## EXERCISE OBJECTIVE
Identify all lines in the listing that include the word "full", and copy them out.

## RECORDED INFORMATION

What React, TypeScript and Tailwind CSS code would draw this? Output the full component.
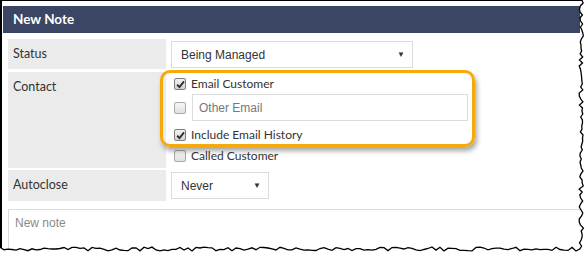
import React from 'react';

// jagged "torn paper" edge along the right and bottom of the capture
const tornPoints = () => {
  let seed = 11;
  const rnd = () => {
    seed = (seed * 9301 + 49297) % 233280;
    return seed / 233280;
  };
  const pts: [number, number][] = [];
  for (let y = 0; y <= 246; y += 3) pts.push([579 + rnd() * 4.5, y]);
  for (let x = 580; x >= 0; x -= 4) pts.push([x, 247 + rnd() * 4]);
  return pts;
};

const TornEdge = () => {
  const pts = tornPoints();
  const line = pts.map((p, i) => `${i ? 'L' : 'M'}${p[0].toFixed(1)} ${p[1].toFixed(1)}`).join(' ');
  return (
    <svg className="absolute inset-0 pointer-events-none" width="588" height="256" viewBox="0 0 588 256">
      <path d={`${line} L0 256 L588 256 L588 0 Z`} fill="#ffffff" />
      <path d={line} fill="none" stroke="#000" strokeWidth="1.3" />
    </svg>
  );
};

const Checkbox = ({ checked }: { checked?: boolean }) => (
  <span
    className={
      checked
        ? 'w-3 h-3 shrink-0 rounded-[2px] border border-[#7d7d7d] bg-linear-to-b from-[#f2f2f2] to-[#d2d2d2] flex items-center justify-center'
        : 'w-3 h-3 shrink-0 rounded-[2px] border border-[#a9a9a9] bg-linear-to-b from-[#f6f6f6] to-[#e0e0e0]'
    }
  >
    {checked && (
      <svg viewBox="0 0 10 10" className="w-[9px] h-[9px]">
        <path d="M1.3 5.3 L3.9 7.9 L8.9 1.6" stroke="#2e2e2e" strokeWidth="2.1" fill="none" />
      </svg>
    )}
  </span>
);

const Select = ({ value, width }: { value: string; width: string }) => (
  <div className={`${width} h-[27px] border border-[#dcdcdc] bg-white flex items-center justify-between pl-[9px] pr-[7px] font-['Liberation_Sans',Arial,sans-serif] text-[12px] text-[#333]`}>
    <span>{value}</span>
    <span className="text-[8px] text-[#333]">▼</span>
  </div>
);

const CheckRow = ({ label, checked }: { label: string; checked?: boolean }) => (
  <div className="flex items-center gap-[5px] pl-[3px]">
    <Checkbox checked={checked} />
    <span className="text-[12px] text-[#333]">{label}</span>
  </div>
);

export default function App() {
  return (
    <div className="relative w-[588px] h-[256px] bg-white overflow-hidden font-['Lato',sans-serif]">
      <div className="h-full border-l-2 border-t border-black pt-[5px]">
        <div className="ml-px w-[577px] h-[27px] bg-[#3b4564] flex items-center pl-[10px]">
          <span className="text-white font-bold text-[13.5px]">New Note</span>
        </div>

        <div className="pl-[6px] pt-[6px] flex flex-col">
          {/* Status */}
          <div className="flex gap-[5px] h-[30px]">
            <div className="w-[158px] bg-[#ebebeb] flex items-center pl-[5px] text-[12.5px] text-[#333]">Status</div>
            <div className="pt-[2px]">
              <Select value="Being Managed" width="w-[242px]" />
            </div>
          </div>

          {/* Contact */}
          <div className="flex gap-[5px] mt-[3px] h-[96px]">
            <div className="w-[158px] bg-[#ebebeb] pl-[5px] pt-[6px] text-[12.5px] text-[#333]">Contact</div>
            <div className="flex flex-col pt-[2px]">
              <div className="h-[20px] flex items-center">
                <CheckRow label="Email Customer" checked />
              </div>
              <div className="h-[27px] flex items-center gap-[6px] pl-[3px]">
                <Checkbox />
                <div className="w-[276px] h-[27px] border border-[#dcdcdc] flex items-center pl-[6px] font-['Liberation_Sans',Arial,sans-serif] text-[12px] text-[#777]">
                  Other Email
                </div>
              </div>
              <div className="h-[20px] mt-[4px] flex items-center">
                <CheckRow label="Include Email History" checked />
              </div>
              <div className="h-[21px] flex items-center">
                <CheckRow label="Called Customer" />
              </div>
            </div>
          </div>

          {/* Autoclose */}
          <div className="flex gap-[5px] mt-[2px] h-[31px]">
            <div className="w-[158px] bg-[#ebebeb] flex items-center pl-[5px] text-[12.5px] text-[#333]">Autoclose</div>
            <div className="pt-[2px]">
              <Select value="Never" width="w-[98px]" />
            </div>
          </div>

          {/* note */}
          <div className="mt-[8px] w-[580px] h-[60px] border border-[#dcdcdc] pl-[6px] pt-[4px] font-['Liberation_Sans',Arial,sans-serif] text-[12px] text-[#8a8a8a]">
            New note
          </div>
        </div>
      </div>

      {/* highlight drawn over the contact options */}
      <div className="absolute left-[160px] top-[70px] w-[315px] h-[77px] border-[3px] border-[#f6a90b] rounded-[10px] shadow-[2px_4px_5px_rgba(0,0,0,0.35)]" />

      <TornEdge />
    </div>
  );
}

## TASK RESULT
What React, TypeScript and Tailwind CSS code would draw this? Output the full component.
      <div className="h-full border-l-2 border-t border-black pt-[5px]">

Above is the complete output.